## START SUPPLIED MATERIAL

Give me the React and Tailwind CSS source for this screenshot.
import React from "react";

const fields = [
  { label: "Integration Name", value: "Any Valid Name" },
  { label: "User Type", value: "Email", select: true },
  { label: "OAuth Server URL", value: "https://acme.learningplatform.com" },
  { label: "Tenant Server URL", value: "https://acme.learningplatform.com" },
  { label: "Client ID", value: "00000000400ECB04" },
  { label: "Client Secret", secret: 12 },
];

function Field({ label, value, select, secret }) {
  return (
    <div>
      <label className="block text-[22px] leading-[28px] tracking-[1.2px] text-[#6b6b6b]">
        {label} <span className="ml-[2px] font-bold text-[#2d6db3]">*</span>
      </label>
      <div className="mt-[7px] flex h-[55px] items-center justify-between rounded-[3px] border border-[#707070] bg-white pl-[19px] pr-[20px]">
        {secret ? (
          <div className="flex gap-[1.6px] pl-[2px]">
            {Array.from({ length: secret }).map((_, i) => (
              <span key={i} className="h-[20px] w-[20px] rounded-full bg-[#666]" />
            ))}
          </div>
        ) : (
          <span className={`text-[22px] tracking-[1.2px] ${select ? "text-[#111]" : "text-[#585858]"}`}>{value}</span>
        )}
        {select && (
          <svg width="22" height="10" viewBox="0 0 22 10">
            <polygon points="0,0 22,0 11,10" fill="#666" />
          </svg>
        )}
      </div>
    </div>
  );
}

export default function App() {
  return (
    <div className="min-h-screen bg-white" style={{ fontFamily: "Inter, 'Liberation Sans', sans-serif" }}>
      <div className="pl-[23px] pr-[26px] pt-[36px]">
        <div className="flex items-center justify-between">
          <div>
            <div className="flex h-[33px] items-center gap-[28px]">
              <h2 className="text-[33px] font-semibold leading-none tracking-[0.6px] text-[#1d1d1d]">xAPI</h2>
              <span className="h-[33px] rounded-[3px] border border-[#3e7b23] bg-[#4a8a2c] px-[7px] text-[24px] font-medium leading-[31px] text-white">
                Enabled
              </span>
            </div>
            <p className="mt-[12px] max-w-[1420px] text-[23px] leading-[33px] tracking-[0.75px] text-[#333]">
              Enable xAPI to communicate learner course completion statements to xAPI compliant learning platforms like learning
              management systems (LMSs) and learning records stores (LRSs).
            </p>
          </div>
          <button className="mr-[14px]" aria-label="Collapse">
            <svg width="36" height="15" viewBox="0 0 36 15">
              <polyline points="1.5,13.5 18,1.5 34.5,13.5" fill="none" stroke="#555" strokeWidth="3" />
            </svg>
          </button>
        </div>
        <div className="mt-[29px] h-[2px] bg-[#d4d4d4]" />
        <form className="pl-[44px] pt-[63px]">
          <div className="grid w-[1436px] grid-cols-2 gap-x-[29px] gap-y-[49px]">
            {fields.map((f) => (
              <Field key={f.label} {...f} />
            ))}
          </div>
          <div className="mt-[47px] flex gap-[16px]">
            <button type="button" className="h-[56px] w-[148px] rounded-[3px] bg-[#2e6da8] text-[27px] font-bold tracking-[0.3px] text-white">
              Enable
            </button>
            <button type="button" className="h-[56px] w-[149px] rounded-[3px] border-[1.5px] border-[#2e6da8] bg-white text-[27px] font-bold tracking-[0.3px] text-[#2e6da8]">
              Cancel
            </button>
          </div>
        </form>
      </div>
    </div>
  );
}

## END SUPPLIED MATERIAL
## START SUPPLIED MATERIAL

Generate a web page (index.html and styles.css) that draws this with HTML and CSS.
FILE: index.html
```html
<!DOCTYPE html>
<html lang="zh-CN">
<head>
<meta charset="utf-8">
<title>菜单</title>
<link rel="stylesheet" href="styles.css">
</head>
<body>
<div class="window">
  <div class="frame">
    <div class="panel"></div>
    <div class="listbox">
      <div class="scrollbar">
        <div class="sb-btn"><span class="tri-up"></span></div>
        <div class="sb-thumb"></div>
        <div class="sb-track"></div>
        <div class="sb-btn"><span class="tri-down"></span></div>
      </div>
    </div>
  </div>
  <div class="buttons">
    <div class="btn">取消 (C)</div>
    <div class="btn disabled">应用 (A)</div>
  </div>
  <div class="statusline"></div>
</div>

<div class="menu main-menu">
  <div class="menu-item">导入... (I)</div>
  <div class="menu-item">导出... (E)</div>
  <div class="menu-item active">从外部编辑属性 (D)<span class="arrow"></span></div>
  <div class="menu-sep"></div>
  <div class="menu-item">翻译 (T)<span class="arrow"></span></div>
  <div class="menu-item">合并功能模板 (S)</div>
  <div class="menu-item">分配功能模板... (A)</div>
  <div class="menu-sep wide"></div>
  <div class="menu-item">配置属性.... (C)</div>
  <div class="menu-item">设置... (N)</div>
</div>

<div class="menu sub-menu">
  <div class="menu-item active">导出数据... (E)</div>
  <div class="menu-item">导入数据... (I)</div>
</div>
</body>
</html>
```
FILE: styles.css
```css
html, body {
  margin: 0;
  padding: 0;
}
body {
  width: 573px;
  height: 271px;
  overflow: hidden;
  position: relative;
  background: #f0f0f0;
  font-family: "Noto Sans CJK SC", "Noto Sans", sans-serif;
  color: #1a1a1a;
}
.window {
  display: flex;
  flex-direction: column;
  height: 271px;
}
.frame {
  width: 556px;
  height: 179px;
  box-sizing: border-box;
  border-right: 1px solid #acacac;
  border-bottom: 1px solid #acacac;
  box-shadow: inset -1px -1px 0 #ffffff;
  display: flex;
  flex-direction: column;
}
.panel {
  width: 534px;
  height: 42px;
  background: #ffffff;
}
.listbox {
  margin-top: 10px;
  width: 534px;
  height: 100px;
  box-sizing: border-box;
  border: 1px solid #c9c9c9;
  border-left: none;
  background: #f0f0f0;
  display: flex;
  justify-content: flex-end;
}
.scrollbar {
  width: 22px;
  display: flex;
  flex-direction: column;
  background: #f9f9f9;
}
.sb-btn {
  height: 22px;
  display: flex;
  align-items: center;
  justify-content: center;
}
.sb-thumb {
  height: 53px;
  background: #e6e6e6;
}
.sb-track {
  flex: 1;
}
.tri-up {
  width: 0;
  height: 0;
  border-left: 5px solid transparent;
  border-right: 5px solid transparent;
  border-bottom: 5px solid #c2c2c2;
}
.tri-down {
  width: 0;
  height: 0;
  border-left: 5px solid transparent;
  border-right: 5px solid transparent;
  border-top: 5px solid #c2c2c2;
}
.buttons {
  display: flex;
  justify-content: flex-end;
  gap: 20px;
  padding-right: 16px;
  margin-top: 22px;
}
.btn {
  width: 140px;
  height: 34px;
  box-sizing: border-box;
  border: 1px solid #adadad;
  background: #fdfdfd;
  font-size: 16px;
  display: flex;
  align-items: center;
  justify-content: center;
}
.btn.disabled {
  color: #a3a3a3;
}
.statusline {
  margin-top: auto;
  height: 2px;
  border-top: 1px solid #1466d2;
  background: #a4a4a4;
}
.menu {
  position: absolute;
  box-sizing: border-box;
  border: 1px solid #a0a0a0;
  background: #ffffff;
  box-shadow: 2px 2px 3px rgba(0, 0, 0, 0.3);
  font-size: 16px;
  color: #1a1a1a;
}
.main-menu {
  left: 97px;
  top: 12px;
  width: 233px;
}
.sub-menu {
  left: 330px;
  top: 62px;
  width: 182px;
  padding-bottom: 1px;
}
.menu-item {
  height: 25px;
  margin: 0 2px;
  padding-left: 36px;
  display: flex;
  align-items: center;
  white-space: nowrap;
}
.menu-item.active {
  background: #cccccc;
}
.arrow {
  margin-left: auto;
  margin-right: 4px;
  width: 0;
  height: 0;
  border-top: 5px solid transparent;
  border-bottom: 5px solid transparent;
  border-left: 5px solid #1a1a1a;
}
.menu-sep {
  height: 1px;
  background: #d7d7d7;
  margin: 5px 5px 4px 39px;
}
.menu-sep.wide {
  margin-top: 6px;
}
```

## END SUPPLIED MATERIAL

- **GIVEN PROBLEM**
Starting with the line with "Give me the" and ending with the line with "import React from", extract every line exactly and nothing outside that span.

- **EXERCISE SOLUTION**
Give me the React and Tailwind CSS source for this screenshot.
import React from "react";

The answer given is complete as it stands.